Para um dentista: "A fada do dente é uma fetichista invasora especializada em comércio de marfim no mercado negro e precisa ser detida. A Groupon ajuda a manter dentes nas bocas e fora das mãos de fantasmas alados maníacos."
Holmes diz: "Toda piada tem uma proposta e uma recompensa. Se a proposta é confusa, a recompensa não chega".
Infelizmente, às vezes, a recompensa pela empresa que oferece o serviço desaparece na confusão de palavras. Restaurantes foram inundados por Groupons bem-sucedidos em que são obrigados a vender muitas refeições por um preço baixo demais. Além disso, diante da velocidade de suas aquisições no exterior, a Groupon estabeleceu um controle de qualidade limitado sobre os negócios fechados com as empresas locais.

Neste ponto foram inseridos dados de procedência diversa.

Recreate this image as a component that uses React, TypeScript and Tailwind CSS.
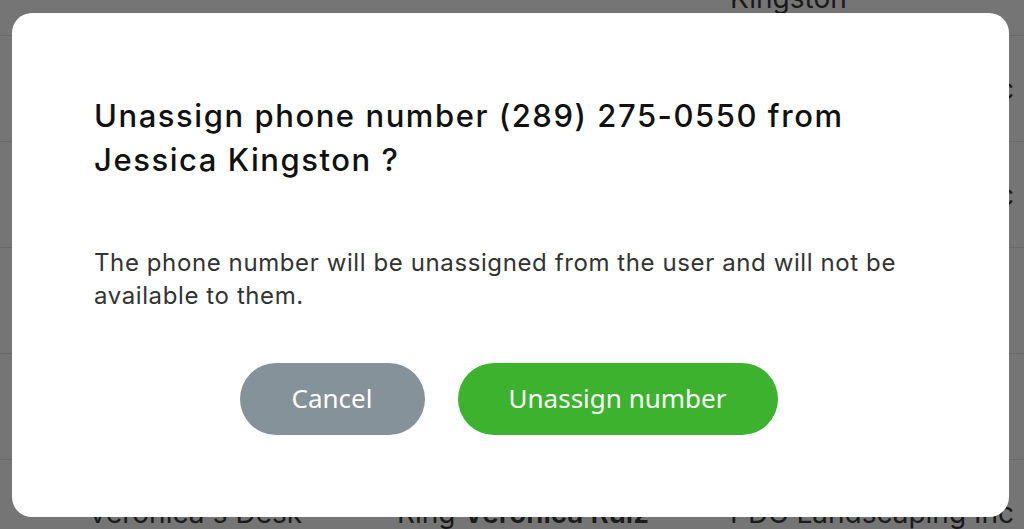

Ainda assim, o Google tentou comprar a Groupon em dezembro por supostos US$ 6 bilhões. Era uma quantia enorme para uma empresa de dois anos, mas foi um negócio que a Groupon não gostou.
Em vez disso, recebeu dinheiro para se expandir -US$ 950 milhões- através de mais uma rodada de financiamento de capital de risco.
A Groupon gaba-se de um processo editorial demorado. Depois que um texto está pronto, ele vai para verificação de fatos. Depois vai para o editor da Voz, Ben Kobold, que, na tradição de todos os editores, olha para o texto, suspira, se encolhe em sua cadeira e, muitas vezes, passa a reescrever a maior parte dele.
Então, um improviso vem de um dos quatro redatores de humor do Groupon. Quanto mais você conseguir rir com a Groupon, mais você gostará dela. Ou é isso que a companhia espera.
"Com a chegada da temporada de concertos de piano, fingir a própria morte está ficando cada vez mais popular", começava um improviso recente. Cartas iradas se seguiram. Cullen Crawford, o redator, balança a cabeça. "Só porque tinha a palavra 'morte'?", explica. Parece que a Groupon preencherá os maiores sonhos de seus investidores e primeiros funcionários abrindo seu capital no ano que vem. A oferta poderá avaliar a empresa em US$ 25 bilhões, o que cobriria a estreia do Google em 2004 como a mais rica da internet.
Talvez em retrospectiva, essa soma pareça um grande negócio, como foi o do Google. Ou talvez seja a melhor piada da Groupon em todos os tempos.